The differential diagnosis of IMDH includes prominent ventricular trabeculations, intracavitary thrombi, and pseudoaneurysm. Careful examination of the endocardial and epicardial layers is extremely important, and contrast material is useful to delimit the endocardial borders and distinguish prominent ventricular trabeculations, thrombi, or pseudoaneurysm, whereas colour Doppler ultrasound would detect the presence of a communication with the endocardial or pericardial cavities. [1] Haematoma acoustic characteristics depended on time of evolution. It can be seen as a echodense mass in acute bleed or cystic-like, echo-lucent cavity may be seen adjacent to severely hypokinetic or dyskinetic infarct-related segments. [1] Haemodynamically stable patients are managed conservatively with spontaneous resolution occurring in some cases, [8] and in unstable patients, surgical evacuation with or without glue patch repair has been reported. [3],[4],[7],[9]

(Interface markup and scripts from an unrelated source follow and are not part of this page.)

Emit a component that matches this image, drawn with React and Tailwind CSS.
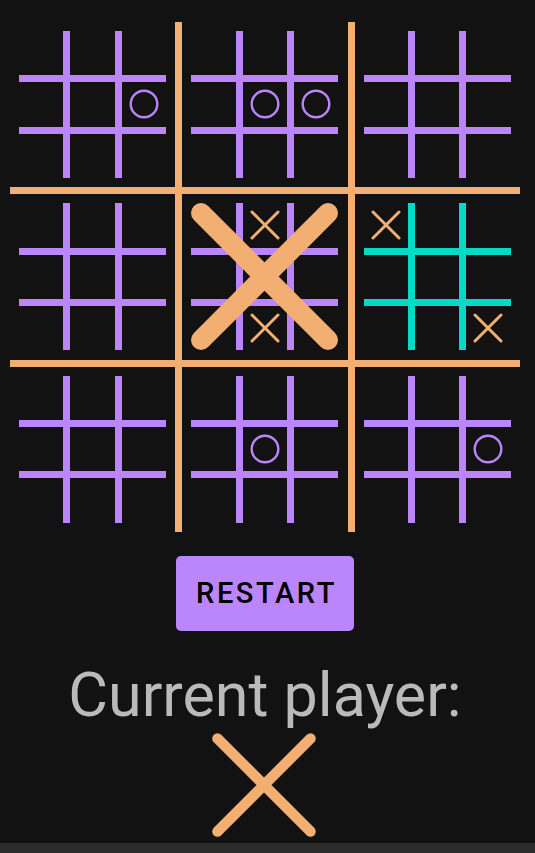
import React from "react";

const boards = [
  { cells: ["", "", "", "", "", "O", "", "", ""] },
  { cells: ["", "", "", "", "O", "O", "", "", ""] },
  { cells: ["", "", "", "", "", "", "", "", ""] },
  { cells: ["", "", "", "", "", "", "", "", ""] },
  { cells: ["", "X", "", "", "", "", "", "X", ""], won: true },
  { cells: ["X", "", "", "", "", "", "", "", "X"], active: true },
  { cells: ["", "", "", "", "", "", "", "", ""] },
  { cells: ["", "", "", "", "O", "", "", "", ""] },
  { cells: ["", "", "", "", "", "O", "", "", ""] },
];

function SmallX() {
  return (
    <svg width="30" height="30" viewBox="0 0 30 30">
      <g stroke="#f3ae72" strokeWidth="3" strokeLinecap="round">
        <line x1="2" y1="2" x2="28" y2="28" />
        <line x1="28" y1="2" x2="2" y2="28" />
      </g>
    </svg>
  );
}

function SmallO() {
  return (
    <svg width="30" height="30" viewBox="0 0 30 30">
      <circle cx="15" cy="15" r="13.3" fill="none" stroke="#bb86fc" strokeWidth="2.4" />
    </svg>
  );
}

function SmallBoard({ cells, active }) {
  return (
    <div
      className={
        active
          ? "grid grid-cols-3 grid-rows-3 gap-[7px] w-[147px] h-[147px] bg-[#03dac6]"
          : "grid grid-cols-3 grid-rows-3 gap-[7px] w-[147px] h-[147px] bg-[#bb86fc]"
      }
    >
      {cells.map((c, i) => (
        <div key={i} className="bg-[#121212] flex items-center justify-center">
          {c === "X" ? <SmallX /> : c === "O" ? <SmallO /> : null}
        </div>
      ))}
    </div>
  );
}

export default function App() {
  return (
    <div className="w-[535px] h-[853px] bg-[#121212] flex flex-col font-['Roboto',_sans-serif] overflow-hidden">
      <div className="w-[530px] flex-1 flex flex-col items-center pt-[22px]">
        <div className="grid grid-cols-3 grid-rows-3 gap-[7px] w-[510px] h-[510px] bg-[#f3ae72]">
          {boards.map((b, i) => (
            <div key={i} className="relative bg-[#121212] p-[9px]">
              <SmallBoard cells={b.cells} active={b.active} />
              {b.won && (
                <svg
                  className="absolute left-[9px] top-[9px]"
                  width="147"
                  height="147"
                  viewBox="0 0 147 147"
                >
                  <g stroke="#f3ae72" strokeWidth="20" strokeLinecap="round">
                    <line x1="10" y1="10" x2="137" y2="137" />
                    <line x1="137" y1="10" x2="10" y2="137" />
                  </g>
                </svg>
              )}
            </div>
          ))}
        </div>
        <button className="mt-[24px] w-[178px] h-[75px] rounded-[5px] bg-[#bb86fc] text-black text-[29px] font-medium tracking-[2.6px] flex items-center justify-center pl-[3px]">
          RESTART
        </button>
        <div className="mt-[27px] text-[61px] leading-[74px] text-[#bababa]">Current player:</div>
        <svg width="104" height="104" viewBox="0 0 104 104" className="mt-[1px] ml-[-3px]">
          <g stroke="#f3ae72" strokeWidth="10.5" strokeLinecap="round">
            <line x1="5.5" y1="5.5" x2="98.5" y2="98.5" />
            <line x1="98.5" y1="5.5" x2="5.5" y2="98.5" />
          </g>
        </svg>
      </div>
      <div className="h-[10px] bg-[#2c2c2c]" />
    </div>
  );
}
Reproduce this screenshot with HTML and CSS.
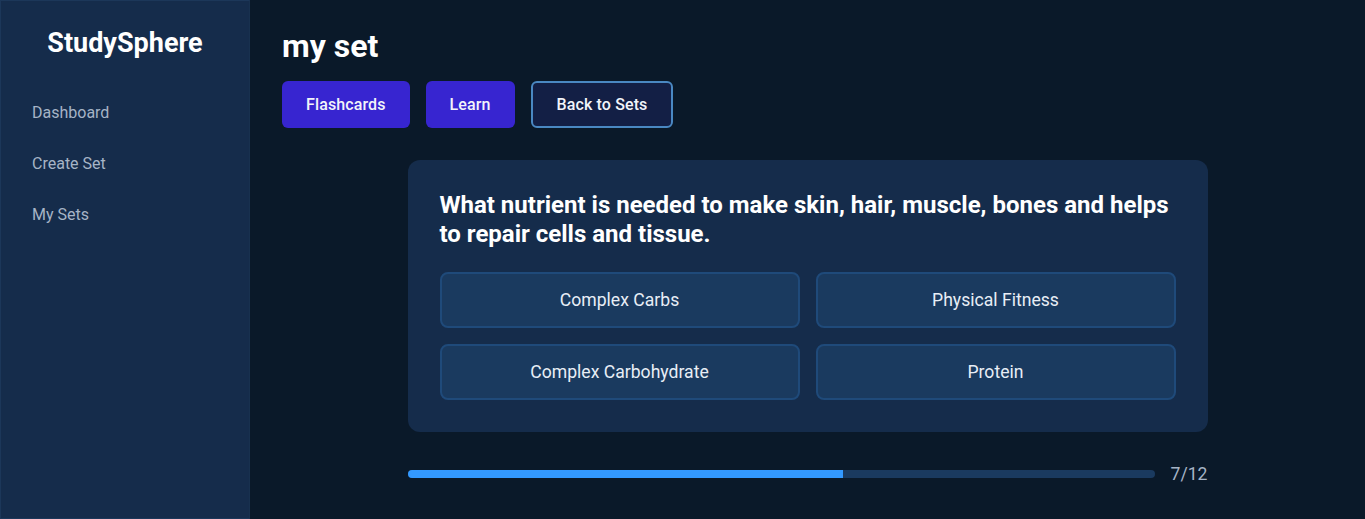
FILE: index.html
```html
<!DOCTYPE html>
<html lang="en">
<head>
<meta charset="utf-8">
<title>StudySphere - my set</title>
<link rel="stylesheet" href="styles.css">
</head>
<body>
<div class="app">
  <aside class="sidebar">
    <div class="brand">StudySphere</div>
    <nav class="nav">
      <a class="nav-link" href="#">Dashboard</a>
      <a class="nav-link" href="#">Create Set</a>
      <a class="nav-link" href="#">My Sets</a>
    </nav>
  </aside>
  <main class="main">
    <h1 class="title">my set</h1>
    <div class="actions">
      <button class="btn btn-primary">Flashcards</button>
      <button class="btn btn-primary">Learn</button>
      <button class="btn btn-outline">Back to Sets</button>
    </div>
    <section class="quiz">
      <div class="card">
        <h2 class="question">What nutrient is needed to make skin, hair, muscle, bones and helps to repair cells and tissue.</h2>
        <div class="options">
          <button class="option">Complex Carbs</button>
          <button class="option">Physical Fitness</button>
          <button class="option">Complex Carbohydrate</button>
          <button class="option">Protein</button>
        </div>
      </div>
      <div class="progress-row">
        <div class="progress-track"><div class="progress-fill" style="width: 58.333%"></div></div>
        <span class="progress-label">7/12</span>
      </div>
    </section>
  </main>
</div>
</body>
</html>
```

FILE: styles.css
```css
* { box-sizing: border-box; }
html, body { margin: 0; padding: 0; height: 100%; }
body {
  font-family: Roboto, "Liberation Sans", Arial, sans-serif;
  background: #0a1929;
  color: #ffffff;
}
.app {
  display: flex;
  min-height: 100vh;
}
.sidebar {
  width: 250px;
  flex-shrink: 0;
  background: #152c4b;
  border: 1px solid #1c3759;
  border-right-color: #18314f;
  padding: 24px 16px;
}
.brand {
  font-size: 27px;
  font-weight: 700;
  text-align: center;
  line-height: 36px;
  margin-bottom: 26px;
}
.nav {
  display: flex;
  flex-direction: column;
}
.nav-link {
  color: #a6b4c6;
  text-decoration: none;
  font-size: 16px;
  line-height: 19px;
  padding: 16px 15px;
}
.main {
  flex: 1;
  padding: 26px 32px 24px;
}
.title {
  font-size: 32px;
  font-weight: 700;
  line-height: 40px;
  margin: 0 0 15px;
}
.actions {
  display: flex;
  gap: 16px;
}
.btn {
  font-family: inherit;
  font-size: 16px;
  font-weight: 500;
  line-height: 19px;
  letter-spacing: 0.12px;
  padding: 14px 24px;
  border-radius: 6px;
  color: #f2f4fa;
  border: 0;
  cursor: pointer;
}
.btn-primary {
  background: #3725d0;
}
.btn-outline {
  background: #131f45;
  border: 2px solid #4a88c2;
  padding: 12px 24px;
}
.quiz {
  max-width: 800px;
  margin: 32px auto 0;
}
.card {
  background: #152c4b;
  border-radius: 12px;
  padding: 32px;
}
.question {
  font-size: 24px;
  font-weight: 700;
  line-height: 28.8px;
  margin: -1px 0 23px;
}
.options {
  display: grid;
  grid-template-columns: 1fr 1fr;
  gap: 16px;
}
.option {
  font-family: inherit;
  font-size: 17.6px;
  color: #e8eef6;
  background: #1a3a5f;
  border: 2px solid #1f4a7a;
  border-radius: 8px;
  height: 56px;
  cursor: pointer;
}
.progress-row {
  display: flex;
  align-items: center;
  gap: 16px;
  margin-top: 32px;
}
.progress-track {
  flex: 1;
  height: 8px;
  background: #1a3a5f;
  border-radius: 4px;
  overflow: hidden;
}
.progress-fill {
  height: 100%;
  background: #3399ff;
}
.progress-label {
  font-size: 17.6px;
  line-height: 21px;
  color: #a6b4c6;
}
```
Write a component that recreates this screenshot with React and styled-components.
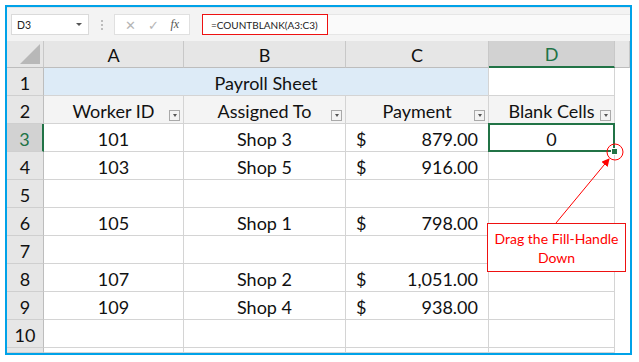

This case illustrates an intramyocardial haematoma following mitral valve replacement surgery that was diagnosed intraoperatively by TOE. For an accurate diagnosis, a detailed examination in different views needs to be done as it is possible to be missed if the views are restricted. In the present case, only one view displayed the pathology. The exact cause for this complication in this patient is not known but may be due to injury occurring at the mitral annulus leading to atrio-ventricular disruption followed by rupture of perforating vessels, thereby resulting in extravasation of blood into the muscle and subepicardium.